What the task asks: Quote every line of the data below as it stands, omitting pictures.

Data segment:

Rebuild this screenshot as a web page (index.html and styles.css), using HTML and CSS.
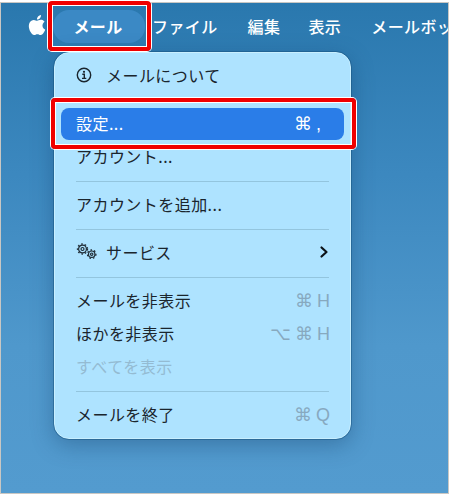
FILE: index.html
```html
<!DOCTYPE html>
<html lang="ja">
<head>
<meta charset="utf-8">
<title>メール</title>
<link rel="stylesheet" href="styles.css">
</head>
<body>
<div class="shot">
  <nav class="bar">
    <svg class="apple" viewBox="0 0 24 24"><path d="M12.152 6.896c-.948 0-2.415-1.078-3.96-1.04-2.04.027-3.91 1.183-4.961 3.014-2.117 3.675-.546 9.103 1.519 12.09 1.013 1.454 2.208 3.09 3.792 3.039 1.52-.065 2.09-.987 3.935-.987 1.831 0 2.35.987 3.96.948 1.637-.026 2.676-1.48 3.676-2.948 1.156-1.688 1.636-3.325 1.662-3.415-.039-.013-3.182-1.221-3.22-4.857-.026-3.04 2.48-4.494 2.597-4.559-1.429-2.09-3.623-2.324-4.39-2.376-2-.156-3.675 1.09-4.61 1.09zM15.53 3.83c.843-1.012 1.4-2.427 1.245-3.83-1.207.052-2.662.805-3.532 1.818-.78.896-1.454 2.338-1.273 3.714 1.338.104 2.715-.688 3.559-1.701"/></svg>
    <span class="pill">メール</span>
    <span class="bar-item file">ファイル</span>
    <span class="bar-item edit">編集</span>
    <span class="bar-item view">表示</span>
    <span class="bar-item box">メールボッ</span>
  </nav>

  <div class="menu">
    <div class="row">
      <svg class="info" viewBox="0 0 16 16"><circle cx="8" cy="8" r="6.7"/><circle class="dot" cx="8" cy="4.8" r="1.1"/><path d="M6.3 7.3H8.3V11.3M6 11.4H10.3"/></svg>
      <span class="label">メールについて</span>
    </div>
    <div class="sep"></div>
    <div class="row selected">
      <span class="label">設定...</span>
      <span class="keys"><span class="sym">⌘</span><span class="ch">,</span><span class="pad"></span></span>
    </div>
    <div class="row"><span class="label">アカウント...</span></div>
    <div class="sep"></div>
    <div class="row"><span class="label">アカウントを追加...</span></div>
    <div class="sep"></div>
    <div class="row">
      <svg class="gears" viewBox="0 0 21 17">
        <circle cx="6.5" cy="6" r="3.9"/><circle cx="6.5" cy="6" r="1.5"/>
        <circle class="teeth" cx="6.5" cy="6" r="5"/>
        <circle cx="15.7" cy="11.2" r="3.2"/><circle cx="15.7" cy="11.2" r="1.2"/>
        <circle class="teeth" cx="15.7" cy="11.2" r="4.2"/>
      </svg>
      <span class="label">サービス</span>
      <svg class="chev" viewBox="0 0 10 14"><path d="M2.5 2.5 7.5 7 2.5 11.5"/></svg>
    </div>
    <div class="sep"></div>
    <div class="row"><span class="label">メールを非表示</span><span class="keys"><span class="sym">⌘</span><span class="ch">H</span></span></div>
    <div class="row"><span class="label">ほかを非表示</span><span class="keys"><span class="sym">⌥</span><span class="sym">⌘</span><span class="ch">H</span></span></div>
    <div class="row disabled"><span class="label">すべてを表示</span></div>
    <div class="sep"></div>
    <div class="row"><span class="label">メールを終了</span><span class="keys"><span class="sym">⌘</span><span class="ch">Q</span></span></div>
  </div>

  <div class="mark mark-bar"></div>
  <div class="mark mark-item"></div>
</div>
</body>
</html>
```

FILE: styles.css
```css
* { box-sizing: border-box; }
html, body { margin: 0; padding: 0; background: #fff; }
body {
  width: 450px;
  height: 495px;
  overflow: hidden;
  padding-top: 2px;
  font-family: "Noto Sans CJK JP", "Noto Sans", sans-serif;
}
.shot {
  position: relative;
  width: 449px;
  height: 492px;
  border: 1px solid #c9c7c3;
  background: linear-gradient(180deg, #2a78ae 0%, #3c88bf 35%, #4f98cc 70%, #539bcf 100%);
}
.bar {
  display: flex;
  align-items: center;
  height: 44px;
  padding-top: 3px;
  padding-left: 26px;
  color: #fff;
  font-size: 16px;
  white-space: nowrap;
  overflow: hidden;
}
.apple { width: 20px; height: 22px; fill: #fff; flex: none; margin-bottom: 3px; }
.pill {
  display: flex;
  align-items: center;
  justify-content: center;
  flex: none;
  width: 92px;
  height: 33px;
  margin-left: 6px;
  padding: 0 2px 2px 0;
  border-radius: 16px;
  background: #3b89c5;
  font-weight: 700;
  letter-spacing: .4px;
}
.bar-item { font-weight: 500; letter-spacing: .4px; flex: none; margin-bottom: 2px; }
.file { margin-left: 7px; }
.edit { margin-left: 30px; }
.view { margin-left: 28px; }
.box { margin-left: 30px; }
.menu {
  position: absolute;
  left: 53px;
  top: 49px;
  width: 297px;
  height: 387px;
  padding: 7px 0 8px;
  border-radius: 15px;
  background: #aee3ff;
  border: 1px solid #c8efff;
  outline: 1px solid rgba(20, 80, 125, .45);
  box-shadow: 0 6px 22px rgba(15, 55, 95, .35);
  color: #1a252d;
  font-size: 16px;
}
.row {
  display: flex;
  align-items: center;
  height: 33px;
  padding: 0 21px 4px;
  letter-spacing: .45px;
}
.label { flex: 1; white-space: nowrap; }
.keys {
  display: flex;
  align-items: center;
  gap: 4px;
  flex: none;
  margin-top: 2px;
  color: #87a9bf;
  font-family: "Liberation Sans", sans-serif;
  font-size: 18px;
  letter-spacing: 0;
}
.sym { font-family: "DejaVu Sans", sans-serif; font-size: 18px; line-height: 1; }
.ch { margin-right: -1px; line-height: 1; }
.pad { width: 5px; }
.sep { height: 1px; margin: 7px 21px; background: #93c5de; }
.selected {
  height: 32px;
  margin: 0 6px 1px;
  padding: 0 15px 3px;
  border-radius: 8px;
  background: #2a7de8;
  color: #fff;
}
.selected .keys { color: #fff; }
.disabled { color: #94bbd2; }
.info { width: 16px; height: 16px; margin: 0 14px 0 0; flex: none; fill: none; stroke: #1a252d; stroke-width: 1.4; }
.info .dot { fill: #1a252d; stroke: none; }
.gears { width: 21px; height: 17px; margin-right: 9px; flex: none; fill: none; stroke: #1f2c36; stroke-width: 1.2; }
.gears .teeth { stroke-width: 1.3; stroke-dasharray: 1.6 2; }
.chev { width: 10px; height: 14px; flex: none; fill: none; stroke: #0c1217; stroke-width: 2.2; stroke-linecap: round; stroke-linejoin: round; }
.mark {
  position: absolute;
  border: 4px solid #f00000;
  border-radius: 4px;
  box-shadow: 0 0 0 1px #fff, inset 0 0 0 1px #fff;
}
.mark-bar { left: 47px; top: -2px; width: 103px; height: 50px; }
.mark-item { left: 50px; top: 95px; width: 305px; height: 51px; }
```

Finished answer:
Rebuild this screenshot as a web page (index.html and styles.css), using HTML and CSS.
FILE: index.html
```html
<!DOCTYPE html>
<html lang="ja">
<head>
<meta charset="utf-8">
<title>メール</title>
<link rel="stylesheet" href="styles.css">
</head>
<body>
<div class="shot">
  <nav class="bar">
    <svg class="apple" viewBox="0 0 24 24"><path d="M12.152 6.896c-.948 0-2.415-1.078-3.96-1.04-2.04.027-3.91 1.183-4.961 3.014-2.117 3.675-.546 9.103 1.519 12.09 1.013 1.454 2.208 3.09 3.792 3.039 1.52-.065 2.09-.987 3.935-.987 1.831 0 2.35.987 3.96.948 1.637-.026 2.676-1.48 3.676-2.948 1.156-1.688 1.636-3.325 1.662-3.415-.039-.013-3.182-1.221-3.22-4.857-.026-3.04 2.48-4.494 2.597-4.559-1.429-2.09-3.623-2.324-4.39-2.376-2-.156-3.675 1.09-4.61 1.09zM15.53 3.83c.843-1.012 1.4-2.427 1.245-3.83-1.207.052-2.662.805-3.532 1.818-.78.896-1.454 2.338-1.273 3.714 1.338.104 2.715-.688 3.559-1.701"/></svg>
    <span class="pill">メール</span>
    <span class="bar-item file">ファイル</span>
    <span class="bar-item edit">編集</span>
    <span class="bar-item view">表示</span>
    <span class="bar-item box">メールボッ</span>
  </nav>

  <div class="menu">
    <div class="row">
      <svg class="info" viewBox="0 0 16 16"><circle cx="8" cy="8" r="6.7"/><circle class="dot" cx="8" cy="4.8" r="1.1"/><path d="M6.3 7.3H8.3V11.3M6 11.4H10.3"/></svg>
      <span class="label">メールについて</span>
    </div>
    <div class="sep"></div>
    <div class="row selected">
      <span class="label">設定...</span>
      <span class="keys"><span class="sym">⌘</span><span class="ch">,</span><span class="pad"></span></span>
    </div>
    <div class="row"><span class="label">アカウント...</span></div>
    <div class="sep"></div>
    <div class="row"><span class="label">アカウントを追加...</span></div>
    <div class="sep"></div>
    <div class="row">
      <svg class="gears" viewBox="0 0 21 17">
        <circle cx="6.5" cy="6" r="3.9"/><circle cx="6.5" cy="6" r="1.5"/>
        <circle class="teeth" cx="6.5" cy="6" r="5"/>
        <circle cx="15.7" cy="11.2" r="3.2"/><circle cx="15.7" cy="11.2" r="1.2"/>
        <circle class="teeth" cx="15.7" cy="11.2" r="4.2"/>
      </svg>
      <span class="label">サービス</span>
      <svg class="chev" viewBox="0 0 10 14"><path d="M2.5 2.5 7.5 7 2.5 11.5"/></svg>
    </div>
    <div class="sep"></div>
    <div class="row"><span class="label">メールを非表示</span><span class="keys"><span class="sym">⌘</span><span class="ch">H</span></span></div>
    <div class="row"><span class="label">ほかを非表示</span><span class="keys"><span class="sym">⌥</span><span class="sym">⌘</span><span class="ch">H</span></span></div>
    <div class="row disabled"><span class="label">すべてを表示</span></div>
    <div class="sep"></div>
    <div class="row"><span class="label">メールを終了</span><span class="keys"><span class="sym">⌘</span><span class="ch">Q</span></span></div>
  </div>

  <div class="mark mark-bar"></div>
  <div class="mark mark-item"></div>
</div>
</body>
</html>
```

FILE: styles.css
```css
* { box-sizing: border-box; }
html, body { margin: 0; padding: 0; background: #fff; }
body {
  width: 450px;
  height: 495px;
  overflow: hidden;
  padding-top: 2px;
  font-family: "Noto Sans CJK JP", "Noto Sans", sans-serif;
}
.shot {
  position: relative;
  width: 449px;
  height: 492px;
  border: 1px solid #c9c7c3;
  background: linear-gradient(180deg, #2a78ae 0%, #3c88bf 35%, #4f98cc 70%, #539bcf 100%);
}
.bar {
  display: flex;
  align-items: center;
  height: 44px;
  padding-top: 3px;
  padding-left: 26px;
  color: #fff;
  font-size: 16px;
  white-space: nowrap;
  overflow: hidden;
}
.apple { width: 20px; height: 22px; fill: #fff; flex: none; margin-bottom: 3px; }
.pill {
  display: flex;
  align-items: center;
  justify-content: center;
  flex: none;
  width: 92px;
  height: 33px;
  margin-left: 6px;
  padding: 0 2px 2px 0;
  border-radius: 16px;
  background: #3b89c5;
  font-weight: 700;
  letter-spacing: .4px;
}
.bar-item { font-weight: 500; letter-spacing: .4px; flex: none; margin-bottom: 2px; }
.file { margin-left: 7px; }
.edit { margin-left: 30px; }
.view { margin-left: 28px; }
.box { margin-left: 30px; }
.menu {
  position: absolute;
  left: 53px;
  top: 49px;
  width: 297px;
  height: 387px;
  padding: 7px 0 8px;
  border-radius: 15px;
  background: #aee3ff;
  border: 1px solid #c8efff;
  outline: 1px solid rgba(20, 80, 125, .45);
  box-shadow: 0 6px 22px rgba(15, 55, 95, .35);
  color: #1a252d;
  font-size: 16px;
}
.row {
  display: flex;
  align-items: center;
  height: 33px;
  padding: 0 21px 4px;
  letter-spacing: .45px;
}
.label { flex: 1; white-space: nowrap; }
.keys {
  display: flex;
  align-items: center;
  gap: 4px;
  flex: none;
  margin-top: 2px;
  color: #87a9bf;
  font-family: "Liberation Sans", sans-serif;
  font-size: 18px;
  letter-spacing: 0;
}
.sym { font-family: "DejaVu Sans", sans-serif; font-size: 18px; line-height: 1; }
.ch { margin-right: -1px; line-height: 1; }
.pad { width: 5px; }
.sep { height: 1px; margin: 7px 21px; background: #93c5de; }
.selected {
  height: 32px;
  margin: 0 6px 1px;
  padding: 0 15px 3px;
  border-radius: 8px;
  background: #2a7de8;
  color: #fff;
}
.selected .keys { color: #fff; }
.disabled { color: #94bbd2; }
.info { width: 16px; height: 16px; margin: 0 14px 0 0; flex: none; fill: none; stroke: #1a252d; stroke-width: 1.4; }
.info .dot { fill: #1a252d; stroke: none; }
.gears { width: 21px; height: 17px; margin-right: 9px; flex: none; fill: none; stroke: #1f2c36; stroke-width: 1.2; }
.gears .teeth { stroke-width: 1.3; stroke-dasharray: 1.6 2; }
.chev { width: 10px; height: 14px; flex: none; fill: none; stroke: #0c1217; stroke-width: 2.2; stroke-linecap: round; stroke-linejoin: round; }
.mark {
  position: absolute;
  border: 4px solid #f00000;
  border-radius: 4px;
  box-shadow: 0 0 0 1px #fff, inset 0 0 0 1px #fff;
}
.mark-bar { left: 47px; top: -2px; width: 103px; height: 50px; }
.mark-item { left: 50px; top: 95px; width: 305px; height: 51px; }
```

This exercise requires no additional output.